Gather every line below where "this" appears.

__Pages as source code__.
*-*-*
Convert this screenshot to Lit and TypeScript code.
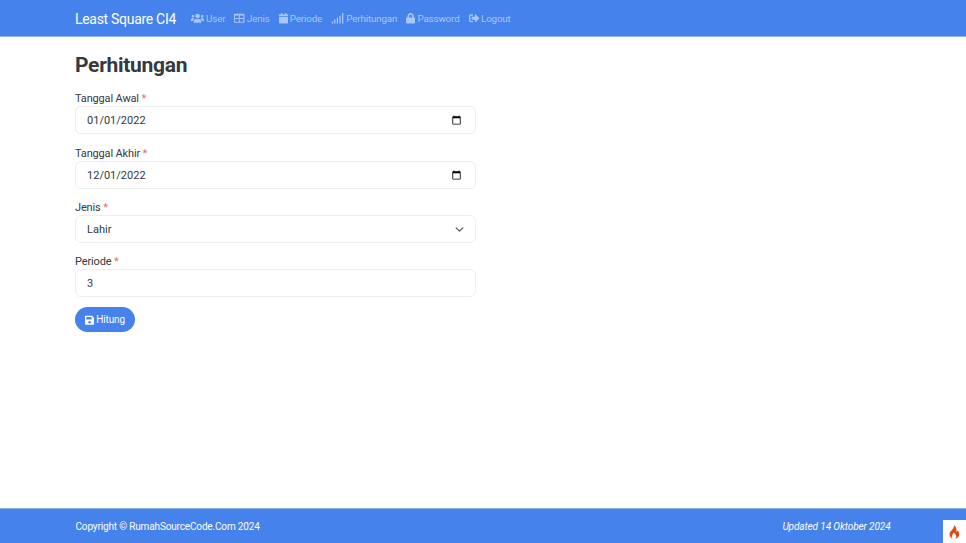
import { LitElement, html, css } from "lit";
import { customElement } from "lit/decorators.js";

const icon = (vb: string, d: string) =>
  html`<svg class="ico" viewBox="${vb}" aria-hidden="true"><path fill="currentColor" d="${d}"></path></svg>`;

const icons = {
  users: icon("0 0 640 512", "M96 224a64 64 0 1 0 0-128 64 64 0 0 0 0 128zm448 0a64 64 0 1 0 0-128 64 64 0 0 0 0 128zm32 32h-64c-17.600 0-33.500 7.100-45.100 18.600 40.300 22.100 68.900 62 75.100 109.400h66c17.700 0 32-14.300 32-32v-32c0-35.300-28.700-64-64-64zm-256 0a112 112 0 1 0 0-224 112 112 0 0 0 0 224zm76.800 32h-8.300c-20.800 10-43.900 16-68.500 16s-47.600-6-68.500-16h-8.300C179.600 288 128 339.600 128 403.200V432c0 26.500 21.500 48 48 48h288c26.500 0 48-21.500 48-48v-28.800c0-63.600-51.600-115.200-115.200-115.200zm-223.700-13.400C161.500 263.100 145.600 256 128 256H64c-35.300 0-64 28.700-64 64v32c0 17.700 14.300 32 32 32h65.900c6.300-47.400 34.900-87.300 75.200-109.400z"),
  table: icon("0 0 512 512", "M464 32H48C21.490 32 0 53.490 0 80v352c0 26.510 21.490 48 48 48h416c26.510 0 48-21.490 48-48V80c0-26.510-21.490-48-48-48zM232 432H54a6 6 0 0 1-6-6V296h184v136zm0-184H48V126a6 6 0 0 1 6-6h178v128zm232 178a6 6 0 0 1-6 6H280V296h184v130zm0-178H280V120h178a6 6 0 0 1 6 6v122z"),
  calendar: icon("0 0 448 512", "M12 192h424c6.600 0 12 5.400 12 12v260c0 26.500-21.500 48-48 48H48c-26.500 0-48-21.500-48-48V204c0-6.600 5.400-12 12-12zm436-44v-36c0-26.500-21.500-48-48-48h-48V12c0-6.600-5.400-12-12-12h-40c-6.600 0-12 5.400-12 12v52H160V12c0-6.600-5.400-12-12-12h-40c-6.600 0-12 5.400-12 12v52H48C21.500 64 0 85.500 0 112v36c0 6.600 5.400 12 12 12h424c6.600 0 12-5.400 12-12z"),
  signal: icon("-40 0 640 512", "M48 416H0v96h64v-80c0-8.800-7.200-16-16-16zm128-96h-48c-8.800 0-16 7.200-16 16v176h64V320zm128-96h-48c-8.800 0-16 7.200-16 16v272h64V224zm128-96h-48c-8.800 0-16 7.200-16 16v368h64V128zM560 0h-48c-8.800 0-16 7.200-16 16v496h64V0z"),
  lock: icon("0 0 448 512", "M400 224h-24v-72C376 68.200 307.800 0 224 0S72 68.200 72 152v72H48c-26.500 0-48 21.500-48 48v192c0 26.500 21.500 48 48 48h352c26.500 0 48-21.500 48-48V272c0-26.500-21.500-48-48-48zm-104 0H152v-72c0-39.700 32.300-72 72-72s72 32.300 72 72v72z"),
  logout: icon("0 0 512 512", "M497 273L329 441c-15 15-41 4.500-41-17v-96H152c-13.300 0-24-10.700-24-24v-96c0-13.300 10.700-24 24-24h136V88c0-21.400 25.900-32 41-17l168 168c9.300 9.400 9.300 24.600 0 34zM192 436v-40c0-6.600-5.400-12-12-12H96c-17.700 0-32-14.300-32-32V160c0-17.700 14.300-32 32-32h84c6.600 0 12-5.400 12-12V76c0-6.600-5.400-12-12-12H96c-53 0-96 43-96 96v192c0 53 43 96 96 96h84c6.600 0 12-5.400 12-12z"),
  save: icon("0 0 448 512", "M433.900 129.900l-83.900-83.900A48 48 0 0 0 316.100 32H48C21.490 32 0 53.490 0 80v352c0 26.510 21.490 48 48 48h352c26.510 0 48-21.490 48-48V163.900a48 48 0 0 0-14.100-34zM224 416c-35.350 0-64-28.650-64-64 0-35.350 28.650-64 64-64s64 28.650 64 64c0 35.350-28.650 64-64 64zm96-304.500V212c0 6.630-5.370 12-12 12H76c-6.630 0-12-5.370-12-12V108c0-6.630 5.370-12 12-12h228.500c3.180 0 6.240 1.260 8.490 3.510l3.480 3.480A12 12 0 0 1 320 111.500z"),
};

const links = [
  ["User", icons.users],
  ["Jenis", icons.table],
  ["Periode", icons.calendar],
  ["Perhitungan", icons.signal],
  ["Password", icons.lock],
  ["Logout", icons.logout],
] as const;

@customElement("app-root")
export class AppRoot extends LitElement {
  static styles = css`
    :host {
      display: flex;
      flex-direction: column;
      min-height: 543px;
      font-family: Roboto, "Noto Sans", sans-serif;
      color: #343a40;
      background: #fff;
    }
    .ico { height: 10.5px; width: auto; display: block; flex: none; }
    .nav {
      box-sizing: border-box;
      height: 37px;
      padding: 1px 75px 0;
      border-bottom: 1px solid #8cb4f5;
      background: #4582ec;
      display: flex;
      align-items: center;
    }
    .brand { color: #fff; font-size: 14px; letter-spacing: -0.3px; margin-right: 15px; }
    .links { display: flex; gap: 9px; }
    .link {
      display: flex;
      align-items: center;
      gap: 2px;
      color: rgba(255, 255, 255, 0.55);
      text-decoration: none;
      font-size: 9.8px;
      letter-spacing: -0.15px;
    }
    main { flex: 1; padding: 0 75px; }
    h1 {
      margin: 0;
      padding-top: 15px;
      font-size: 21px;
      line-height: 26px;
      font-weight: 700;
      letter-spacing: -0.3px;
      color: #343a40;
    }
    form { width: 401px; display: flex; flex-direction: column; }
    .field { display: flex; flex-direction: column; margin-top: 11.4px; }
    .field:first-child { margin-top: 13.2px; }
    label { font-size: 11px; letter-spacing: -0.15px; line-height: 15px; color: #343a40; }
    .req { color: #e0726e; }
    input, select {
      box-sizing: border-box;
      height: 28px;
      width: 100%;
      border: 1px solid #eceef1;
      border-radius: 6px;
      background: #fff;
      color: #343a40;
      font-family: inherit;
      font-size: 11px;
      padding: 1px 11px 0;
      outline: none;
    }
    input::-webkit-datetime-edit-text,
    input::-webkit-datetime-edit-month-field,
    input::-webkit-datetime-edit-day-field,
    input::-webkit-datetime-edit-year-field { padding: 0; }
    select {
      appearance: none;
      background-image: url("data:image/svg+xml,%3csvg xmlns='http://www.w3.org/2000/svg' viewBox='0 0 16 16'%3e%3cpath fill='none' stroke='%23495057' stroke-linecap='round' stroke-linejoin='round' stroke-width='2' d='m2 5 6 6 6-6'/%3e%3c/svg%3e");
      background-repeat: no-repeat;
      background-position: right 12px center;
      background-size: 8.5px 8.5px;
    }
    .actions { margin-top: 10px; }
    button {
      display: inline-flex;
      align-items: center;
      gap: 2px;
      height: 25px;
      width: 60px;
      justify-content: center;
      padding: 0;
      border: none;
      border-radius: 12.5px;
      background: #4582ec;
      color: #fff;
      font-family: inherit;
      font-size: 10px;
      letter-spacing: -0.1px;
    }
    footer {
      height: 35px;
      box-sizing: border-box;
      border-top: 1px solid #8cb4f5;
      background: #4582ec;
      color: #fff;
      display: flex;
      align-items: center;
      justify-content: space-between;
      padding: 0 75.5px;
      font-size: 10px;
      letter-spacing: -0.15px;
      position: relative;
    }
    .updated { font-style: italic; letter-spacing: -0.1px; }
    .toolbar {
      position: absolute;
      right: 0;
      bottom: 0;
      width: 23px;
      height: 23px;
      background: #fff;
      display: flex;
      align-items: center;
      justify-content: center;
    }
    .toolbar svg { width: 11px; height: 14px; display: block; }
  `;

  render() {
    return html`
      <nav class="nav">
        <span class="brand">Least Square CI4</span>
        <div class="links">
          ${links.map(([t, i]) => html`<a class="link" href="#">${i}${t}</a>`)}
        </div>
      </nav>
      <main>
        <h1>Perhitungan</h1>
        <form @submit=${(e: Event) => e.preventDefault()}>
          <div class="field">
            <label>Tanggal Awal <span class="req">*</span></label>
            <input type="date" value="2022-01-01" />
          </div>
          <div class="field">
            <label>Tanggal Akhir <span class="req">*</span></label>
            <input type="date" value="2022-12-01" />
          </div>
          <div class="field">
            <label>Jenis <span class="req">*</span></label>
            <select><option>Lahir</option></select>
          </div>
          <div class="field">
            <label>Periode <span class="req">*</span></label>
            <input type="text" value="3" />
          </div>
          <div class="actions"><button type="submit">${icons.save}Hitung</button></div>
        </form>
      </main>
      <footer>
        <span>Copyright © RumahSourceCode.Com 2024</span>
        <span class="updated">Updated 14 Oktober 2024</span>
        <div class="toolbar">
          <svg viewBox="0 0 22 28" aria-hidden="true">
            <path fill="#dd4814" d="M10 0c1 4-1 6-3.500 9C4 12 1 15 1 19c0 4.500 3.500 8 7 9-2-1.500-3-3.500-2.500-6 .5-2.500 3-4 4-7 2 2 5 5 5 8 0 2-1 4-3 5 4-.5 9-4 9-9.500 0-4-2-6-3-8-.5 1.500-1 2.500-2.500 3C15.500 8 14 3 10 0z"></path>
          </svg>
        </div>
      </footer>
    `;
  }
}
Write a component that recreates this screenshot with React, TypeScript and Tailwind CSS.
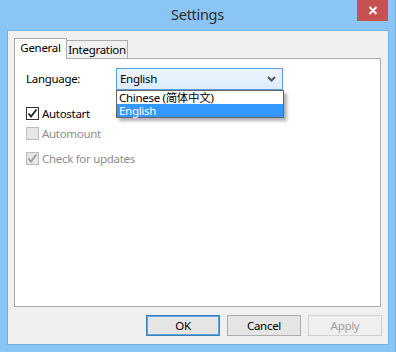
*-*-*
__OUTPUT__.
Convert this screenshot to Lit and TypeScript code.
Write a component that recreates this screenshot with React, TypeScript and Tailwind CSS.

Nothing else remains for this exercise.